Sozialstaatliche Programme müssen der Logik der Fairness gehorchen, d.h. dass etwa free riding gering gehalten wird und die erforderlichen Massnahmen nicht diskriminierend sind. "Universalistische Sozialstaatsinstitutionen (...) setzen diese Fairnessgebote erfolgreicher um, als bedürftigkeitsabhängige, selektive Sozialleistungen" (S.153).
Die sozialstaatlichen Institutionen dürfen nicht wirtschaftliche Innovationen und Prosperität hemmen: Dass erhöhte Lohnnebenkosten die Konkurrenzfähigkeit und das Beschäftigungswachstum schwächen, ist "auch aus der Gerechtigkeitsperspektive ein zwingendes Argument gegen die Finanzierung über das Sozialversicherungsprinzip und für die Steuerfinanzierung des Sozialstaats" (ebd., Herv. MMK), wodurch nebenbei auch stärkere Umverteilungseffekte erzielt werden.
Eine sozialstaatliche Reform muss eine breite politische Unterstützung durch die BürgerInnen, v.a. durch die Mittelschicht gewinnen. Letztere können gemäss Merkel dann überzeugt werden, wenn die sozialstaatlichen Leistungen leicht zugänglich sind, eine gute Qualität haben und einen glaubhaften Versicherungsschutz für die Wechselfälle des Lebens bieten (vgl. ebd.).
- Die politische Logik "kann für jede der drei wohlfahrtsstaatlichen Prinzipien sprechen (...).

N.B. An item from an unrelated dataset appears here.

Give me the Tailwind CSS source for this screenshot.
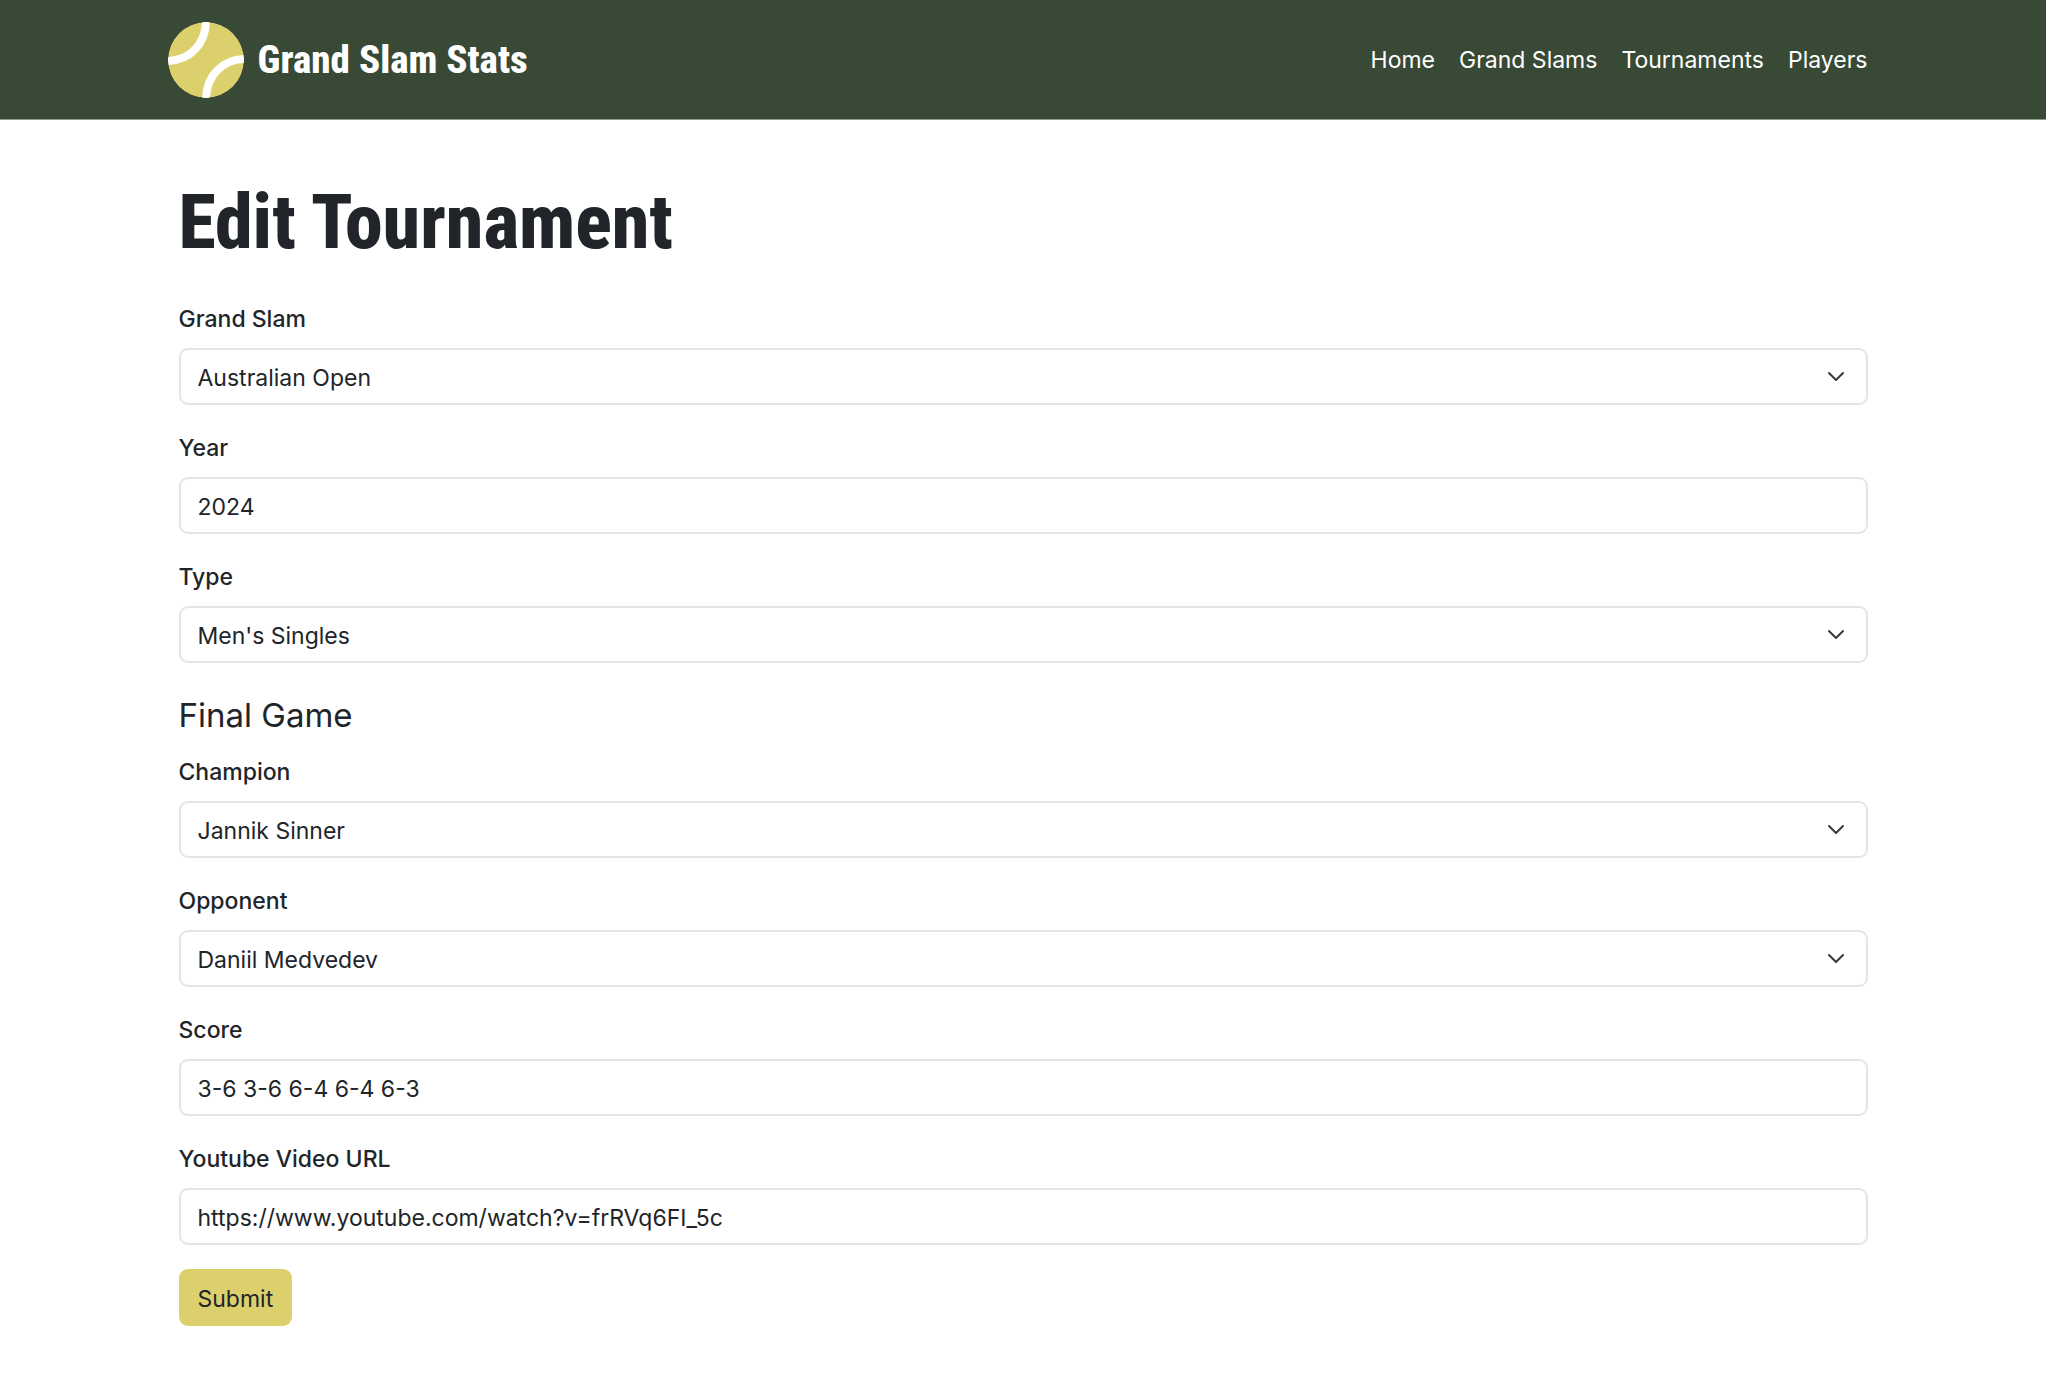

- Die ökonomische Logik wird in Zeiten der Globalisierung jedoch nur noch durch die Institutionen des universalistischen oder marginalen Wohlfahrtsstaates hinreichend respektiert.
- Die normative Logik der Fairness erfüllt aber alleine das universalistische Modell noch zureichend" (S. 154).